▶ WHAT TO DO
Find how many lines in the data below mention "page". Give the number only.

▶ THE DATA
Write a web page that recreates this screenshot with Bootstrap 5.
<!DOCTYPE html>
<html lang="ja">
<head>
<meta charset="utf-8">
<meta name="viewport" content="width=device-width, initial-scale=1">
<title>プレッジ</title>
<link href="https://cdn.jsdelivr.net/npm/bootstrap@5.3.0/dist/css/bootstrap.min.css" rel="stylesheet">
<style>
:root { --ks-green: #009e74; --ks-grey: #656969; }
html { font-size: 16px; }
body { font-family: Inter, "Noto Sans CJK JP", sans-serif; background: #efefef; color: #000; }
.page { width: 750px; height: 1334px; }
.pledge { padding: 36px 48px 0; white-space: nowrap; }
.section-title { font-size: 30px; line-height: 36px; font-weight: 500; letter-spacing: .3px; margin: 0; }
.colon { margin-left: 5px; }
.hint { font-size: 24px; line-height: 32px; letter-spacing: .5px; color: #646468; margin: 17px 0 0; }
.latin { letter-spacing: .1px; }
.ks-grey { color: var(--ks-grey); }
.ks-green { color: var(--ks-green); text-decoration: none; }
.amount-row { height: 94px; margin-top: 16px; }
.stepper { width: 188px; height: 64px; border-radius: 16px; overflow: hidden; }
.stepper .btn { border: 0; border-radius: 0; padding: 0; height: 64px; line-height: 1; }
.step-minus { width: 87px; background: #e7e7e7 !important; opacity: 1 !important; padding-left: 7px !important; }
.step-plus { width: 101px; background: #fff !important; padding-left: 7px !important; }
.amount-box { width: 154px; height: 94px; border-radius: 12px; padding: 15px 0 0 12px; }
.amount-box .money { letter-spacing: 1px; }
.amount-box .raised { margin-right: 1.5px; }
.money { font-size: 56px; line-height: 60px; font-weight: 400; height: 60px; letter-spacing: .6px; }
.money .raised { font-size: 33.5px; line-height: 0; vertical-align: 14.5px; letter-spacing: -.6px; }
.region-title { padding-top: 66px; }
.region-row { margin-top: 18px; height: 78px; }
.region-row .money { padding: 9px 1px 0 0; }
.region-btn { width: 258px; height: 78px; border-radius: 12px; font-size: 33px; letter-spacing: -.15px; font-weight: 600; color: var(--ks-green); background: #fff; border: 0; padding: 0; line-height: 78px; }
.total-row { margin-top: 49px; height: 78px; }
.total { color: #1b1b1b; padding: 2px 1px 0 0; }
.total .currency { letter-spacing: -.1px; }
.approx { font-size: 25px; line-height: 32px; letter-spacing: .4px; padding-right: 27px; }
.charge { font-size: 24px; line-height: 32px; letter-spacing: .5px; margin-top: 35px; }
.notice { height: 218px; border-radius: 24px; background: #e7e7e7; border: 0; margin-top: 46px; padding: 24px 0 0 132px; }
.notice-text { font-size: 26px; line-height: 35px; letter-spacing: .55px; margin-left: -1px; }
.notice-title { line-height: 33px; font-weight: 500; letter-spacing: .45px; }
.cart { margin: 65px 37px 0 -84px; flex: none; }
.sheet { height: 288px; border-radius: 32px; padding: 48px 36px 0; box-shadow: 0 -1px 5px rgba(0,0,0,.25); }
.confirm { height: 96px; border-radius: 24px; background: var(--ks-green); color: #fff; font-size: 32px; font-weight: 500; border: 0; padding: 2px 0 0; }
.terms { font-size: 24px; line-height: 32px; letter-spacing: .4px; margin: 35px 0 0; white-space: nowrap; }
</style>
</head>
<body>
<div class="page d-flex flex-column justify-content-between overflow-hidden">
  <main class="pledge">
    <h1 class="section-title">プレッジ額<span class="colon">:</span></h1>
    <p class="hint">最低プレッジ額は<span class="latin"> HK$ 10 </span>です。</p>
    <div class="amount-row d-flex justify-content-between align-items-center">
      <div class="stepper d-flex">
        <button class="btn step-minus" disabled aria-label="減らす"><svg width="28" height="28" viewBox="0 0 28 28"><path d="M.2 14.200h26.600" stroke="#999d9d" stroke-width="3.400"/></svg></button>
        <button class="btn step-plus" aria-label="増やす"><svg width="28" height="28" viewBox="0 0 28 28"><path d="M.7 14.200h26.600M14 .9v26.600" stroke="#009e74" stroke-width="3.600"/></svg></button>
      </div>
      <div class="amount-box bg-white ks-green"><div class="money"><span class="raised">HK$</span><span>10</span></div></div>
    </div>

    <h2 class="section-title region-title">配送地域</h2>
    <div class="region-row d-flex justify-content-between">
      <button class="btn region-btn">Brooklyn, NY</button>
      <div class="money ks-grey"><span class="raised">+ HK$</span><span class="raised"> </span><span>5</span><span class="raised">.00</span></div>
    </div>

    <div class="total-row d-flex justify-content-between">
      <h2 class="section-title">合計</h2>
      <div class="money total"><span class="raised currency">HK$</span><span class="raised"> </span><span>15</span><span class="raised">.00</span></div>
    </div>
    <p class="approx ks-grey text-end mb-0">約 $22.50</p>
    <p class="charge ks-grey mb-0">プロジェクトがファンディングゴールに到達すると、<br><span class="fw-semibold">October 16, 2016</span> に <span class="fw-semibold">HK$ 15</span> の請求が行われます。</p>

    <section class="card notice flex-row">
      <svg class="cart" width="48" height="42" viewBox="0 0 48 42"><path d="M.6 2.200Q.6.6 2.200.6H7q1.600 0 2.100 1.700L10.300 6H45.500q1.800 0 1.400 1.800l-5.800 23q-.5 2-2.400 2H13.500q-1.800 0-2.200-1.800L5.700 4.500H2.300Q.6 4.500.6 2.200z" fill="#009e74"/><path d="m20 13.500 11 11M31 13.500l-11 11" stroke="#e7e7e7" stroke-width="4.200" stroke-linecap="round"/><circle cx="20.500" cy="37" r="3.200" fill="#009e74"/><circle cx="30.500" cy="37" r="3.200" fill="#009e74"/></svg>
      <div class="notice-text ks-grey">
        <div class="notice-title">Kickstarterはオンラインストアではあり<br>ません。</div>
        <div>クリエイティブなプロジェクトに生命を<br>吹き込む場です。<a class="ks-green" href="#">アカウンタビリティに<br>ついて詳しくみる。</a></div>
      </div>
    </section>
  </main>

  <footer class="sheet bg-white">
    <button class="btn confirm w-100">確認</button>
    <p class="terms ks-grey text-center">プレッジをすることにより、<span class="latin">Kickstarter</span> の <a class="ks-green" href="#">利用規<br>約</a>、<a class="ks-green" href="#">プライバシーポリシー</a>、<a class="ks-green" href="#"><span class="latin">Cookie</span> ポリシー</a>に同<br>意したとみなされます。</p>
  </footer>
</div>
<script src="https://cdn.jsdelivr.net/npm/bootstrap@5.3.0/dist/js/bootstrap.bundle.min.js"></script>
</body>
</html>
--
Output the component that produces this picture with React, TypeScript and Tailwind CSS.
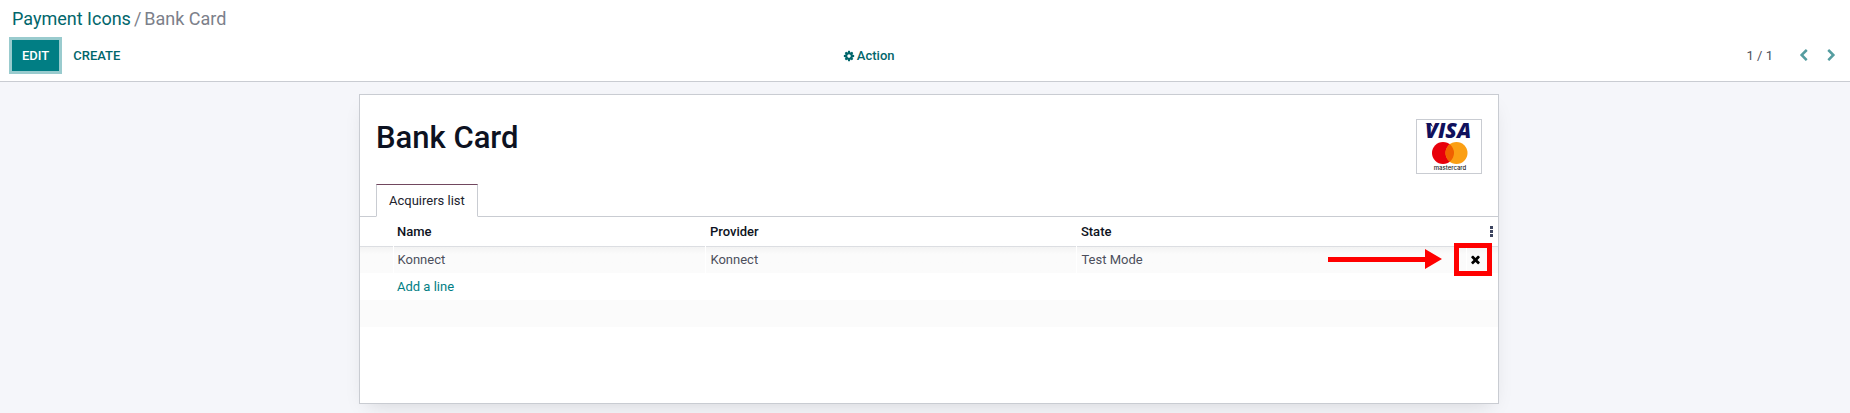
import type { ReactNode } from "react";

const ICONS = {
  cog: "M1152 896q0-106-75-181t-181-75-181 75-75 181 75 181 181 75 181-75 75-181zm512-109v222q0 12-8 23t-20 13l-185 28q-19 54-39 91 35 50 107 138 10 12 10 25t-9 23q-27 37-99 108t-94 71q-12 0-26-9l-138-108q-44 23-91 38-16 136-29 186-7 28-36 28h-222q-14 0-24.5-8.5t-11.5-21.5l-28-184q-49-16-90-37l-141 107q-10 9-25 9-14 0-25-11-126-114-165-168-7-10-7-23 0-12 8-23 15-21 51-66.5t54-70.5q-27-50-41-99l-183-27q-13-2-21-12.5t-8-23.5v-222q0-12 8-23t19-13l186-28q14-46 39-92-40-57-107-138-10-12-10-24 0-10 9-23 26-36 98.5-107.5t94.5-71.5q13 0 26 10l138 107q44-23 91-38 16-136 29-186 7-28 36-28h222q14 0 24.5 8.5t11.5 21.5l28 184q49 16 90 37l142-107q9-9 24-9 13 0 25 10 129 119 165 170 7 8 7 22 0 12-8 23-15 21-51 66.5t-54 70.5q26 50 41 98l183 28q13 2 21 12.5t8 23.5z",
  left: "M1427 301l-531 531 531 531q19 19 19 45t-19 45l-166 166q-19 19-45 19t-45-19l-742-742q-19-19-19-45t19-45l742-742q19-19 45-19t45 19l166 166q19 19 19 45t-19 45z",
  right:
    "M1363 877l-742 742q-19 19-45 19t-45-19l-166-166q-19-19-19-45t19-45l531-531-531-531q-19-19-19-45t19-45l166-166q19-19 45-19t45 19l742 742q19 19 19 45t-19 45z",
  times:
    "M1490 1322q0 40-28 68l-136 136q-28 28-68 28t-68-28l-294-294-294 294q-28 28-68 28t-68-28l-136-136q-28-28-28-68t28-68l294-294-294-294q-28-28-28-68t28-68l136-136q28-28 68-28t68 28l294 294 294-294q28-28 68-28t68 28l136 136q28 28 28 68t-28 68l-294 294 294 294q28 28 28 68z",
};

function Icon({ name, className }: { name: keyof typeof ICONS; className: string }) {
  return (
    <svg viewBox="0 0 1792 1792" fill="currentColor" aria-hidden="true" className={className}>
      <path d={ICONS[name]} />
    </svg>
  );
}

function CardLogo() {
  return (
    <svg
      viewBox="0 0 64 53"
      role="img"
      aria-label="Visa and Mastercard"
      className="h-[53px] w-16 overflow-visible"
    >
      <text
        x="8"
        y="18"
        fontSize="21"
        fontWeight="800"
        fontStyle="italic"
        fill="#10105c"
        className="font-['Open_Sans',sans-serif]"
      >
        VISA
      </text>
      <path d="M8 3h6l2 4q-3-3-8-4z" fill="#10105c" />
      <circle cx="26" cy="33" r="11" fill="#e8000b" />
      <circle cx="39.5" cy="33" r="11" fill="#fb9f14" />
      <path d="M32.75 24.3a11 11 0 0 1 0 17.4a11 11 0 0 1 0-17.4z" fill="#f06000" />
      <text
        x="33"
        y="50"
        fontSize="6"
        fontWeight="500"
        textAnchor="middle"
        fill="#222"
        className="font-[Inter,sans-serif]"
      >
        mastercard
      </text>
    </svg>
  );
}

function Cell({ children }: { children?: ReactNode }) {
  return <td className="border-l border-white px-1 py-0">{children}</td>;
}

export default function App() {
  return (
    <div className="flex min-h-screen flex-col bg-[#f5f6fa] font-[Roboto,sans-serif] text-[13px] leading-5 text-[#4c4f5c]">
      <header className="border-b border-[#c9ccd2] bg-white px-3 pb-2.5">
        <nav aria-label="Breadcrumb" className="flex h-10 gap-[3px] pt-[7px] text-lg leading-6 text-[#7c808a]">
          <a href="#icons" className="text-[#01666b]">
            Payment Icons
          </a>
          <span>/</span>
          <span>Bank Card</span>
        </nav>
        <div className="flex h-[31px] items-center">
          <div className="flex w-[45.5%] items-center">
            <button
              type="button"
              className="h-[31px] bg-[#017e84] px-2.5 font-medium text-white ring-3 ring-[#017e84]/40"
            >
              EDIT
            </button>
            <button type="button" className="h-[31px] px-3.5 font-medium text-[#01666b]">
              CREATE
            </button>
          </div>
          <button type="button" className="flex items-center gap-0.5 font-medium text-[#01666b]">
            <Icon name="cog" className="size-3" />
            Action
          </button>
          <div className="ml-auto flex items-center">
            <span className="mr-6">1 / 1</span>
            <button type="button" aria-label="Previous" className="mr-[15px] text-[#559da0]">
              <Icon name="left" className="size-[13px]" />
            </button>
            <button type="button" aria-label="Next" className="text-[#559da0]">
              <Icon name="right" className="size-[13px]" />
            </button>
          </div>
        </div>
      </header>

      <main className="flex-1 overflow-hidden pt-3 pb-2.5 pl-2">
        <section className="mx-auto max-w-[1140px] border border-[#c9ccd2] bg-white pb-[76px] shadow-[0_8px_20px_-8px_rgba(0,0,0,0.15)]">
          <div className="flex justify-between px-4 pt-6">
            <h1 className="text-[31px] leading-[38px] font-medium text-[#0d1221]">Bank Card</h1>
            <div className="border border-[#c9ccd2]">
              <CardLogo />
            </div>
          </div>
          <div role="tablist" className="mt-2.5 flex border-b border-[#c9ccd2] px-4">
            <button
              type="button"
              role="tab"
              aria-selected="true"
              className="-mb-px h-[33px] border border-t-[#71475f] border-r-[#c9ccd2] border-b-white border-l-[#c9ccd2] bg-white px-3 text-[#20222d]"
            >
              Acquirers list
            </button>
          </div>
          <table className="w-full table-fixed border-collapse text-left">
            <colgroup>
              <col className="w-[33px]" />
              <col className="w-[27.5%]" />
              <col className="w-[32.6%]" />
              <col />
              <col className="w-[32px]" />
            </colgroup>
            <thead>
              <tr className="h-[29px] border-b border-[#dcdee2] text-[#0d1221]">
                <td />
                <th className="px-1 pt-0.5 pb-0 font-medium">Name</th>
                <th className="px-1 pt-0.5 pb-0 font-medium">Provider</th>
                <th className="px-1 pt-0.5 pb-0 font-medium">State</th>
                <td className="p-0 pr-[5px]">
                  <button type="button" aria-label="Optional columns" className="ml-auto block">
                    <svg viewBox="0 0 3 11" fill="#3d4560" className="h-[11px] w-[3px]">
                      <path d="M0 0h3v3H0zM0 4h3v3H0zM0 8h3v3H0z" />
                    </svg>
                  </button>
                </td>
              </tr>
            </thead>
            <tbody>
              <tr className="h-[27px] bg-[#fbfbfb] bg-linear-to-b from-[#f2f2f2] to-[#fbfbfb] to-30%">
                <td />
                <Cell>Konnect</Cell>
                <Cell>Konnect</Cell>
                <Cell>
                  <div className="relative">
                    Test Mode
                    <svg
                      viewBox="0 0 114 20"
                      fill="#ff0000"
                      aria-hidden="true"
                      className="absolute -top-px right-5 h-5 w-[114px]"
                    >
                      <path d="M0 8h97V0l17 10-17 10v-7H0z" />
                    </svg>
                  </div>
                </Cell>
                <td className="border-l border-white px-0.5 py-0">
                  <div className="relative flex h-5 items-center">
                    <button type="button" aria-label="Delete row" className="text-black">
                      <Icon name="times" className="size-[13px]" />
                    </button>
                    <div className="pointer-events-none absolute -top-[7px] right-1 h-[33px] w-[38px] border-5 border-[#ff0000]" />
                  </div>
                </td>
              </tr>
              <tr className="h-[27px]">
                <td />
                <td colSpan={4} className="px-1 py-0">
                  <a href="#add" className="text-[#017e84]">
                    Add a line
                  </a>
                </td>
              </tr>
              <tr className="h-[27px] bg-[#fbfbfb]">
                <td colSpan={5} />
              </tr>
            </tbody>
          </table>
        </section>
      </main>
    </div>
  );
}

▶ EXERCISE ANSWER
3